Sunday, September 28, 2008

Where Did Today Go?

Unrelated dog picture

Seriously. I've been awake for over 13 hours (I went to bed at 6 AM and slept in), and can't come up with much that I did to account for the time. I watched some tv with John, took the dogs to the park, bought groceries and made dinner, caught up on the Doctor Who Forum after a couple of days away, posted a shortened version of the entry below this one to my Obama blog, and read a lot of political stuff online. Is that all? In 13 1/2 hours?

Well, not quite. A week or two ago I announced in my horribly neglected LiveJournal that I was going to try to put in at least an hour a night on my latest Mâvarin edit. I did well for the first four days, and then started to falter as I got involved in this whole Obama thing. Last night (this morning) I stared sleepily at the page and went to bed. So much for that run. But today I started a new run. I've reached Chapter Six, which is nearly halfway through Heirs of Mâvarin.

And on working on it, I promptly hit a snag.

As I'm sure I've mentioned before, I'm a continuity junkie. I'm the one who spent several years writing about (among other things) the internal evidence in Quantum Leap that Sam's whole body leaps, and that descriptions saying he "leaps into the body of..." are inaccurate. I once wrote all the questions - sorry, answers - for a game of Whopardy. At one time I could tell you the three mutually incompatible histories of Atlantis in Doctor Who, and the two origins of the Loch Ness Monster. I noticed when Anne McCaffrey changed a character's name from T'ton to T'ron, initially without explanation. I'm good at both identifying and explaining away inconsistencies in complex works of fiction. Yup, continuity is a wonderful game for me - when it's someone else's fiction.

When it's my own fiction, it's harder, and I'm not quite sure why. I think it's because I can't seem to sit down and read the whole story in a day or two, as I would a book by J K Rowling or Madeleine L'Engle. Usually it's more like a third to half of a chapter per night,with lots of tweaking along the way. By the time I reach a scene Chapter Six, I may not remember the exact timing of a related scene in Chapter Four. Also, working my way through the story for the second time in the last couple of months makes it harder to recall whether a scene is in the chapters I just went through again, or in a later chapter I looked at a month ago.

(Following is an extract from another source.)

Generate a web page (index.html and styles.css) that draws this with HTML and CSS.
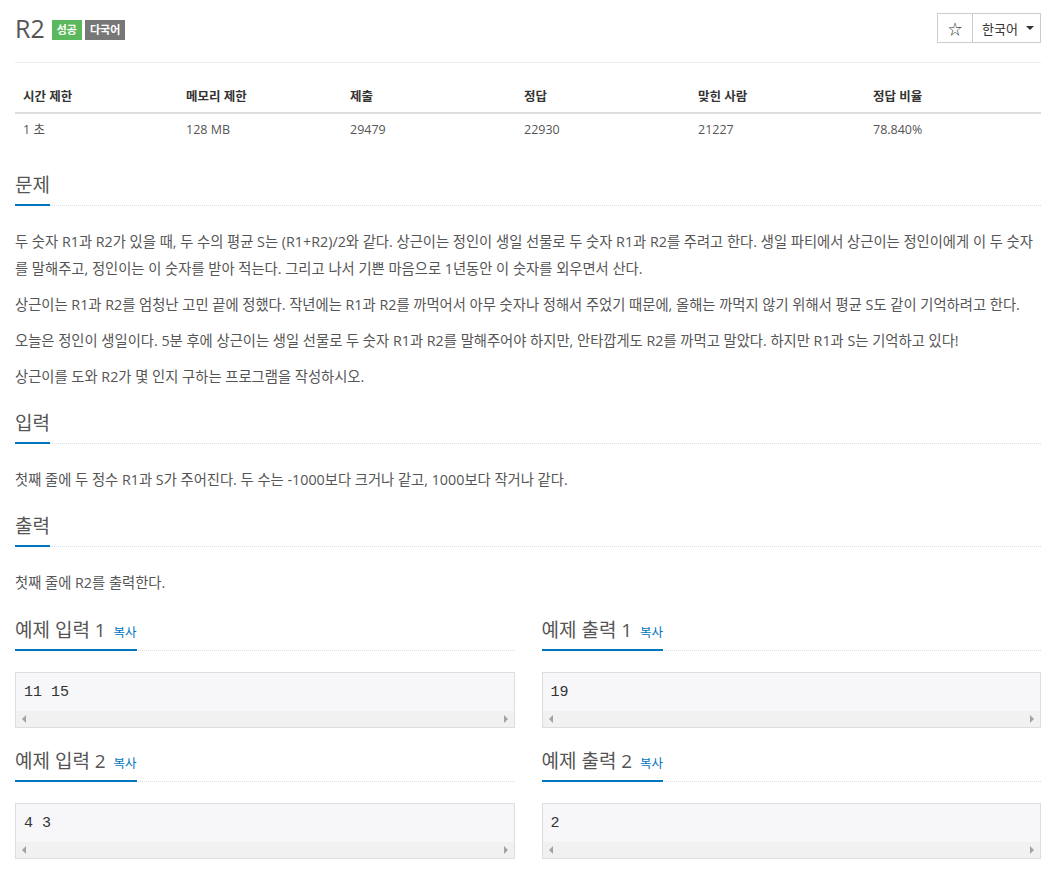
FILE: index.html
```html
<!DOCTYPE html>
<html lang="ko">
<head>
<meta charset="utf-8">
<title>R2</title>
<link rel="stylesheet" href="styles.css">
</head>
<body>
<div class="page">
  <div class="page-header">
    <div class="title-wrap">
      <h1 class="title">R2</h1>
      <span class="badge badge-success">성공</span>
      <span class="badge badge-gray">다국어</span>
    </div>
    <div class="btn-group">
      <span class="btn btn-star">☆</span>
      <span class="btn btn-lang">한국어 <span class="caret"></span></span>
    </div>
  </div>

  <table class="info">
    <thead>
      <tr><th>시간 제한</th><th>메모리 제한</th><th>제출</th><th>정답</th><th>맞힌 사람</th><th>정답 비율</th></tr>
    </thead>
    <tbody>
      <tr><td>1 초</td><td>128 MB</td><td>29479</td><td>22930</td><td>21227</td><td>78.840%</td></tr>
    </tbody>
  </table>

  <section class="section first">
    <div class="headline"><h2>문제</h2></div>
    <p>두 숫자 R1과 R2가 있을 때, 두 수의 평균 S는 (R1+R2)/2와 같다. 상근이는 정인이 생일 선물로 두 숫자 R1과 R2를 주려고 한다. 생일 파티에서 상근이는 정인이에게 이 두 숫자를 말해주고, 정인이는 이 숫자를 받아 적는다. 그리고 나서 기쁜 마음으로 1년동안 이 숫자를 외우면서 산다.</p>
    <p>상근이는 R1과 R2를 엄청난 고민 끝에 정했다. 작년에는 R1과 R2를 까먹어서 아무 숫자나 정해서 주었기 때문에, 올해는 까먹지 않기 위해서 평균 S도 같이 기억하려고 한다.</p>
    <p>오늘은 정인이 생일이다. 5분 후에 상근이는 생일 선물로 두 숫자 R1과 R2를 말해주어야 하지만, 안타깝게도 R2를 까먹고 말았다. 하지만 R1과 S는 기억하고 있다!</p>
    <p>상근이를 도와 R2가 몇 인지 구하는 프로그램을 작성하시오.</p>
  </section>

  <section class="section">
    <div class="headline"><h2>입력</h2></div>
    <p>첫째 줄에 두 정수 R1과 S가 주어진다. 두 수는 -1000보다 크거나 같고, 1000보다 작거나 같다.</p>
  </section>

  <section class="section">
    <div class="headline"><h2>출력</h2></div>
    <p>첫째 줄에 R2를 출력한다.</p>
  </section>

  <div class="samples">
    <div class="sample">
      <div class="headline"><h2>예제 입력 1 <a class="copy">복사</a></h2></div>
      <div class="box"><pre>11 15</pre><div class="hscroll"><span class="arr left"></span><span class="arr right"></span></div></div>
    </div>
    <div class="sample">
      <div class="headline"><h2>예제 출력 1 <a class="copy">복사</a></h2></div>
      <div class="box"><pre>19</pre><div class="hscroll"><span class="arr left"></span><span class="arr right"></span></div></div>
    </div>
    <div class="sample">
      <div class="headline"><h2>예제 입력 2 <a class="copy">복사</a></h2></div>
      <div class="box"><pre>4 3</pre><div class="hscroll"><span class="arr left"></span><span class="arr right"></span></div></div>
    </div>
    <div class="sample">
      <div class="headline"><h2>예제 출력 2 <a class="copy">복사</a></h2></div>
      <div class="box"><pre>2</pre><div class="hscroll"><span class="arr left"></span><span class="arr right"></span></div></div>
    </div>
  </div>
</div>
</body>
</html>
```

FILE: styles.css
```css
html, body {
  margin: 0;
  padding: 0;
  background: #fff;
}
body {
  font-family: "Open Sans", "Noto Sans CJK KR", sans-serif;
  color: #555;
  font-size: 15px;
}
.page {
  padding: 0 16px 0 15px;
}
.page-header {
  display: flex;
  justify-content: space-between;
  align-items: center;
  padding-top: 13px;
  padding-bottom: 19px;
  border-bottom: 1px solid #eee;
}
.title-wrap {
  display: flex;
  align-items: center;
  height: 29px;
}
.title {
  margin: 0 7px 0 0;
  font-size: 25px;
  font-weight: 400;
  line-height: 29px;
  color: #555;
}
.badge {
  display: inline-block;
  height: 20px;
  line-height: 20px;
  padding: 0 5px;
  font-size: 11px;
  font-weight: 700;
  color: #fff;
  margin-top: 4px;
  margin-right: 3px;
}
.badge-success { background: #5cb85c; }
.badge-gray { background: #777; }
.btn-group {
  display: flex;
  border: 1px solid #ccc;
  height: 28px;
}
.btn {
  display: flex;
  align-items: center;
  font-size: 13px;
  color: #333;
}
.btn-star {
  width: 34px;
  justify-content: center;
  border-right: 1px solid #ccc;
  font-size: 14px;
}
.btn-lang {
  width: 67px;
  padding-left: 9px;
  box-sizing: border-box;
}
.caret {
  display: inline-block;
  width: 0;
  height: 0;
  margin-left: 8px;
  border-top: 4px solid #333;
  border-left: 4px solid transparent;
  border-right: 4px solid transparent;
}
.info {
  width: 100%;
  margin-top: 17px;
  border-collapse: collapse;
  table-layout: fixed;
  font-size: 12.5px;
}
.info th:nth-child(1) { width: 147px; }
.info th:nth-child(2) { width: 148px; }
.info th:nth-child(3) { width: 158px; }
.info th:nth-child(4) { width: 158px; }
.info th:nth-child(5) { width: 159px; }
.info th, .info td {
  text-align: left;
  padding: 6px 8px;
  line-height: 20px;
}
.info th {
  padding-top: 7px;
  padding-bottom: 5px;
  font-weight: 700;
  color: #333;
  border-bottom: 2px solid #ddd;
}
.info td {
  color: #555;
}
.section.first {
  margin-top: 26px;
}
.section {
  margin-top: 20px;
}
.headline {
  display: flex;
  border-bottom: 1px dotted #dde1e6;
  margin-bottom: 22px;
}
.headline h2 {
  margin: 0 0 -1px 0;
  font-size: 19px;
  font-weight: 400;
  line-height: 27px;
  height: 27px;
  padding-bottom: 5px;
  border-bottom: 2px solid #0076c0;
  color: #555;
  white-space: nowrap;
}
.section p {
  margin: 0 0 9px 0;
  line-height: 27px;
  font-size: 14.3px;
}
.section p:last-child {
  margin-bottom: 0;
}
.copy {
  font-size: 12.5px;
  line-height: 1;
  color: #0076c0;
  margin-left: 3px;
  cursor: pointer;
}
.samples {
  margin-top: 21px;
  display: grid;
  grid-template-columns: 1fr 1fr;
  column-gap: 27px;
}
.sample {
  margin-bottom: 20px;
}
.sample .headline {
  margin-bottom: 21px;
}
.box {
  border: 1px solid #dcdde3;
  background: #f7f7f9;
}
.box pre {
  margin: 0;
  padding: 10px 8px 8px;
  font-family: "Liberation Mono", "DejaVu Sans Mono", monospace;
  font-size: 15px;
  line-height: 20px;
  color: #333;
}
.hscroll {
  height: 16px;
  background: #f1f1f1;
  display: flex;
  justify-content: space-between;
  align-items: center;
  padding: 0 6px;
}
.arr {
  width: 0;
  height: 0;
  border-top: 4px solid transparent;
  border-bottom: 4px solid transparent;
}
.arr.left { border-right: 4px solid #a3a3a3; }
.arr.right { border-left: 4px solid #a3a3a3; }
```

So tonight in Chapter Six (titled "Two Princesses," fact fans), the imposter king tells the Archmage that some tengremen are about to leave the city, having learned that the real Prince is traveling with a rival faction of tengremen. Two problems, I realized belatedly. One: the Archmage is probably responsible for that particular pack rushing off to attack the Prince's allies, and therefore ought not to express surprise about the pack's wherablouts. Two, Sunestri has known about the Prince for three days. Why is the enemy pack still hanging around the capital city?

Not that I was sure at first that an inconsistency existed. I had to dig back a few chapters, and check the dating on who was where when, and who knew what when. Yup, there's a problem. To fix it, I need to place the scene earlier, and kill Sunestri's expression of surprise. But how far back do I move it? What other timing issues still exist that I'm just not seeing?

Bottom line, I'm comparing the current versions of the chapters with my day by day and scene by scene outline. It's the only way I can think of to get the big pictures, and see how all the moving parts fit together.

After all, I don't want some editor or reader to point out all of my continuity gaffes!

Karen

2 comments:

bea said...

I chuckled... reading about the continuity issues you are having. It's very much like time traveling issues. If one could time travel, and one wanted to change a particular moment in history, to make a more positive, earth-friendly impact on our planet or amongst our people in the present, how far back should one go? One would have to consider all the rebound effects and consequences of changing that one moment, that one person's thoughts, words or actions which would subsequently lead to the present, or the alternate present. You, as author, get to experience a bit of time travel, backwards, forwards, and backwards again, and experience the issues facing a time traveler. I often catch continuity gaps in movies, or at least try to catch them. It's a game I play when I get involved in the movie. It's fun ... thanks for sharing some author's insight.

barrettmanor said...

One reason you're having so much trouble is that you're very close to your work - and that's something every writer goes through. This is why we have beta readers and editors.

While I'm not suggesting you send out a substandard ms. (the horror!), I am saying that there are likely things you won't catch. There's nothing shameful in this. Yet, it's also a good thing to turn in a polished manuscript. There's also a time to let go and start submitting. Only you can make THAT decision.